“Jane Roe” versus Henry Wade *

* No Jornal do Centro — aqui

1. No dia 22 de Janeiro de 1973, o Supremo Tribunal dos Estados Unidos decidiu a favor de “Jane Roe”, moradora no condado de Dallas - Texas, que “desejava interromper a sua gravidez com um aborto realizado por um médico competente e licenciado, sob condições clínicas seguras”. Foi o celebérrimo caso “Roe versus Wade” que descriminalizou a interrupção voluntária da gravidez nos Estados Unidos. 

O Supremo Tribunal só pode decidir sobre casos concretos, pelo que “Jane Roe” existiu mesmo, tinha era outro nome, chamava-se Norma McCorvey, ...

AKA Jane Roe

... e era filha de pais muito religiosos que não lhe ensinaram nada sobre reprodução e sexualidade. Norma ficou grávida pela primeira vez aos 17 anos (deu à luz Melissa que entregou à mãe para criar), a seguir teve mais uma menina que deu para adopção, e, aos 21 anos, não queria levar até ao fim a terceira gravidez. Por isso, aceitou que o seu “caso” fosse presente aos tribunais sem perceber que, de qualquer maneira, nunca seria resolvido a tempo para lhe evitar a terceira filha, que também foi dada para adopção.

“Jane Roe”/Norma McCorvey foi uma desgraçada, trabalhou em limpezas, vendeu drogas, às vezes o corpo. O escritor e jornalista Joshua Prager fez-lhe uma biografia com o título “The Family Roe: An American Story”, um tijolo de 655 páginas publicado no ano passado e que mereceu uma excelente recensão na London Review of Books, de onde transcrevo tudo o que neste Olho de Gato aparece entre aspas.

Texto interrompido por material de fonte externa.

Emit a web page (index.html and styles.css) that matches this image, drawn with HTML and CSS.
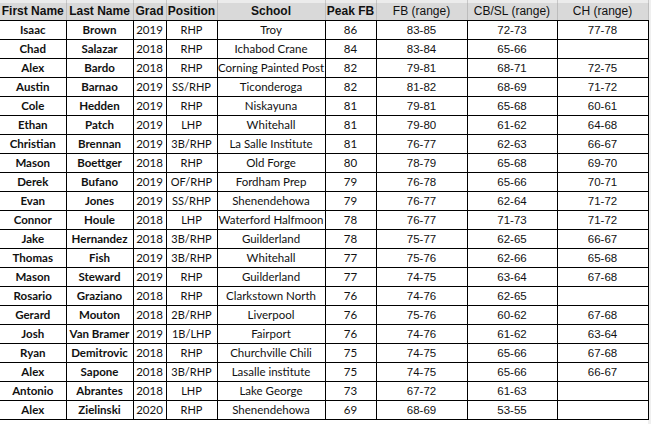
FILE: index.html
```html
<!DOCTYPE html>
<html>
<head>
<meta charset="utf-8">
<link rel="stylesheet" href="styles.css">
</head>
<body>
<div class="sheet">
<table class="grid">
<colgroup>
<col class="c-first"><col class="c-last"><col class="c-grad"><col class="c-pos"><col class="c-school"><col class="c-peak"><col class="c-fb"><col class="c-cb"><col class="c-ch">
</colgroup>
<thead>
<tr class="strip"><td></td><td></td><td></td><td></td><td></td><td></td><td></td><td></td><td></td></tr>
<tr class="head">
<th class="hb">First Name</th><th class="hb">Last Name</th><th class="hb">Grad</th><th class="hb">Position</th><th class="hb">School</th><th class="hb">Peak FB</th><th>FB (range)</th><th>CB/SL (range)</th><th>CH (range)</th>
</tr>
</thead>
<tbody>
<tr><td class="nm">Isaac</td><td class="nm">Brown</td><td class="cal">2019</td><td class="pos">RHP</td><td class="cal">Troy</td><td class="cal">86</td><td class="rg">83-85</td><td class="rg">72-73</td><td class="rg">77-78</td></tr>
<tr><td class="nm">Chad</td><td class="nm">Salazar</td><td class="cal">2018</td><td class="pos">RHP</td><td class="cal">Ichabod Crane</td><td class="cal">84</td><td class="rg">83-84</td><td class="rg">65-66</td><td class="rg"></td></tr>
<tr><td class="nm">Alex</td><td class="nm">Bardo</td><td class="cal">2018</td><td class="pos">RHP</td><td class="cal">Corning Painted Post</td><td class="cal">82</td><td class="rg">79-81</td><td class="rg">68-71</td><td class="rg">72-75</td></tr>
<tr><td class="nm">Austin</td><td class="nm">Barnao</td><td class="cal">2019</td><td class="pos">SS/RHP</td><td class="cal">Ticonderoga</td><td class="cal">82</td><td class="rg">81-82</td><td class="rg">68-69</td><td class="rg">71-72</td></tr>
<tr><td class="nm">Cole</td><td class="nm">Hedden</td><td class="cal">2019</td><td class="pos">RHP</td><td class="cal">Niskayuna</td><td class="cal">81</td><td class="rg">79-81</td><td class="rg">65-68</td><td class="rg">60-61</td></tr>
<tr><td class="nm">Ethan</td><td class="nm">Patch</td><td class="cal">2019</td><td class="pos">LHP</td><td class="cal">Whitehall</td><td class="cal">81</td><td class="rg">79-80</td><td class="rg">61-62</td><td class="rg">64-68</td></tr>
<tr><td class="nm">Christian</td><td class="nm">Brennan</td><td class="cal">2019</td><td class="pos">3B/RHP</td><td class="cal">La Salle Institute</td><td class="cal">81</td><td class="rg">76-77</td><td class="rg">62-63</td><td class="rg">66-67</td></tr>
<tr><td class="nm">Mason</td><td class="nm">Boettger</td><td class="cal">2018</td><td class="pos">RHP</td><td class="cal">Old Forge</td><td class="cal">80</td><td class="rg">78-79</td><td class="rg">65-68</td><td class="rg">69-70</td></tr>
<tr><td class="nm">Derek</td><td class="nm">Bufano</td><td class="cal">2019</td><td class="pos">OF/RHP</td><td class="cal">Fordham Prep</td><td class="cal">79</td><td class="rg">76-78</td><td class="rg">65-66</td><td class="rg">70-71</td></tr>
<tr><td class="nm">Evan</td><td class="nm">Jones</td><td class="cal">2019</td><td class="pos">SS/RHP</td><td class="cal">Shenendehowa</td><td class="cal">79</td><td class="rg">76-77</td><td class="rg">62-64</td><td class="rg">71-72</td></tr>
<tr><td class="nm">Connor</td><td class="nm">Houle</td><td class="cal">2018</td><td class="pos">LHP</td><td class="cal">Waterford Halfmoon</td><td class="cal">78</td><td class="rg">76-77</td><td class="rg">71-73</td><td class="rg">71-72</td></tr>
<tr><td class="nm">Jake</td><td class="nm">Hernandez</td><td class="cal">2018</td><td class="pos">3B/RHP</td><td class="cal">Guilderland</td><td class="cal">78</td><td class="rg">75-77</td><td class="rg">62-65</td><td class="rg">66-67</td></tr>
<tr><td class="nm">Thomas</td><td class="nm">Fish</td><td class="cal">2019</td><td class="pos">3B/RHP</td><td class="cal">Whitehall</td><td class="cal">77</td><td class="rg">75-76</td><td class="rg">62-66</td><td class="rg">65-68</td></tr>
<tr><td class="nm">Mason</td><td class="nm">Steward</td><td class="cal">2019</td><td class="pos">RHP</td><td class="cal">Guilderland</td><td class="cal">77</td><td class="rg">74-75</td><td class="rg">63-64</td><td class="rg">67-68</td></tr>
<tr><td class="nm">Rosario</td><td class="nm">Graziano</td><td class="cal">2018</td><td class="pos">RHP</td><td class="cal">Clarkstown North</td><td class="cal">76</td><td class="rg">74-76</td><td class="rg">62-65</td><td class="rg"></td></tr>
<tr><td class="nm">Gerard</td><td class="nm">Mouton</td><td class="cal">2018</td><td class="pos">2B/RHP</td><td class="cal">Liverpool</td><td class="cal">76</td><td class="rg">75-76</td><td class="rg">60-62</td><td class="rg">67-68</td></tr>
<tr><td class="nm">Josh</td><td class="nm">Van Bramer</td><td class="cal">2019</td><td class="pos">1B/LHP</td><td class="cal">Fairport</td><td class="cal">76</td><td class="rg">74-76</td><td class="rg">61-62</td><td class="rg">63-64</td></tr>
<tr><td class="nm">Ryan</td><td class="nm">Demitrovic</td><td class="cal">2018</td><td class="pos">RHP</td><td class="cal">Churchville Chili</td><td class="cal">75</td><td class="rg">74-75</td><td class="rg">65-66</td><td class="rg">67-68</td></tr>
<tr><td class="nm">Alex</td><td class="nm">Sapone</td><td class="cal">2018</td><td class="pos">3B/RHP</td><td class="cal">Lasalle institute</td><td class="cal">75</td><td class="rg">74-75</td><td class="rg">65-66</td><td class="rg">66-67</td></tr>
<tr><td class="nm">Antonio</td><td class="nm">Abrantes</td><td class="cal">2018</td><td class="pos">LHP</td><td class="cal">Lake George</td><td class="cal">73</td><td class="rg">67-72</td><td class="rg">61-63</td><td class="rg"></td></tr>
<tr><td class="nm">Alex</td><td class="nm">Zielinski</td><td class="cal">2020</td><td class="pos">RHP</td><td class="cal">Shenendehowa</td><td class="cal">69</td><td class="rg">68-69</td><td class="rg">53-55</td><td class="rg"></td></tr>
</tbody>
</table>
</div>
</body>
</html>
```

FILE: styles.css
```css
html, body {
  margin: 0;
  padding: 0;
  background: #ffffff;
}

.sheet {
  width: 651px;
  height: 424px;
  overflow: hidden;
  background: linear-gradient(to right, #ffffff 0, #ffffff 648px, #efefef 648px);
}

.grid {
  border-collapse: collapse;
  table-layout: fixed;
  width: 648px;
  color: #111111;
}

.c-first { width: 66px; }
.c-last { width: 67px; }
.c-grad { width: 33px; }
.c-pos { width: 51px; }
.c-school { width: 108px; }
.c-peak { width: 51px; }
.c-fb { width: 91px; }
.c-cb { width: 90px; }
.c-ch { width: 91px; }

.grid td, .grid th {
  padding: 0;
  text-align: center;
  white-space: nowrap;
  overflow: hidden;
  line-height: 18px;
}

.strip td {
  height: 3px;
  line-height: 3px;
  background: #ececec;
  border-left: 1px solid #c8c8c8;
  border-right: 1px solid #c8c8c8;
}

.head th {
  height: 17px;
  line-height: 17px;
  background: #d9d9d9;
  border-left: 1px solid #bdbdbd;
  border-right: 1px solid #bdbdbd;
  border-bottom: 1px solid #000000;
  font-family: "Liberation Sans", Arial, sans-serif;
  font-size: 12px;
  font-weight: normal;
  color: #111111;
}

.head th.hb {
  font-weight: bold;
}

.grid tbody td {
  height: 18px;
  border: 1px solid #000000;
}

.grid tbody td:first-child,
.grid thead td:first-child,
.grid thead th:first-child {
  border-left: none;
}

.nm {
  font-family: Lato, "Liberation Sans", sans-serif;
  font-weight: bold;
  font-size: 11.5px;
}

.cal {
  font-family: Lato, "Liberation Sans", sans-serif;
  font-size: 11.5px;
}

.pos {
  font-family: Lato, "Liberation Sans", sans-serif;
  font-size: 11px;
}

.rg {
  font-family: "Liberation Sans", Arial, sans-serif;
  font-size: 11.5px;
}
```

Norma viveu amargurada com a perda das filhas e com as feministas que se aproveitaram do seu caso para terem boas carreiras cívicas e políticas e que não quiseram saber dela. Talvez para se vingar, passou para o outro lado da trincheira e militou contra o aborto. Já perto do final da vida, nova viragem que fez manchetes em todo o país: “Jane Roe” reconheceu que “se uma jovem quer fazer um aborto – tudo bem, não é nada demais”. 

Norma McCorvey morreu em 2017, duas semanas depois de Trump tomar posse, não sem antes ter adivinhado que “aquele pequeno Richie Rich” ia mudar a maioria dentro do Supremo Tribunal e  “tornar o aborto ilegal novamente”. 

Assim aconteceu há mês e meio, no funesto dia 24 de Junho de 2022, em que o Supremo Tribunal anulou “Roe versus Wade”. Agora os estados mais conservadores vão infernizar a vida das mulheres com uma gravidez indesejada. E elas vão resistir. E vão ganhar. No Kansas, um estado trumpista, já aconteceu: as mulheres acabam de ganhar um referendo com uma margem de 20%.


2. “Roe versus Wade” aguentou-se quase meio século mas esteve sempre debaixo de fogo.

No princípio, a luta contra o aborto foi um exclusivo dos católicos. As várias confissões protestantes não se meteram nessa guerra por duas razões: porque a sabiam perdida (os tempos eram de avanços nos direitos civis e não de recuos como agora) e porque “70% dos pastores baptistas 'apoiavam o aborto para proteger a saúde mental ou física da mãe'”.

Entretanto, nestas cinco décadas, a igreja católica norte-americana foi perdendo força por causa dos sucessivos casos de pedofilia, enquanto os evangélicos ganhavam músculo financeiro, mediático e político. 

Além disso, o mercado da salvação das almas esteve, e está, em profunda alteração. Em todo o continente americano, do Alasca à Patagónia, e também em boa parte de África, as igrejas hierarquizadas de comando único, como a Católica e a Anglicana, estão a perder fiéis para confissões religiosas de auto-organização comunitária, franchisadas e flexíveis, onde avultam as pentecostalistas. 

Estas igrejas não se ficam só por assuntos de Deus, imiscuem-se também nos assuntos de César, elegem e fazem eleger políticos radicais de direita, veja-se o caso de Bolsonaro, colocam em postos-chave gente sua, vejam-se os juízes beatos que acabam de dar este golpe nos direitos das mulheres norte-americanas.

Na Europa, é visível um aumento da implantação evangélica que, para já, ainda não tem muita expressão política. Em Portugal, o Chega poderá vir a ser-lhe apetecível.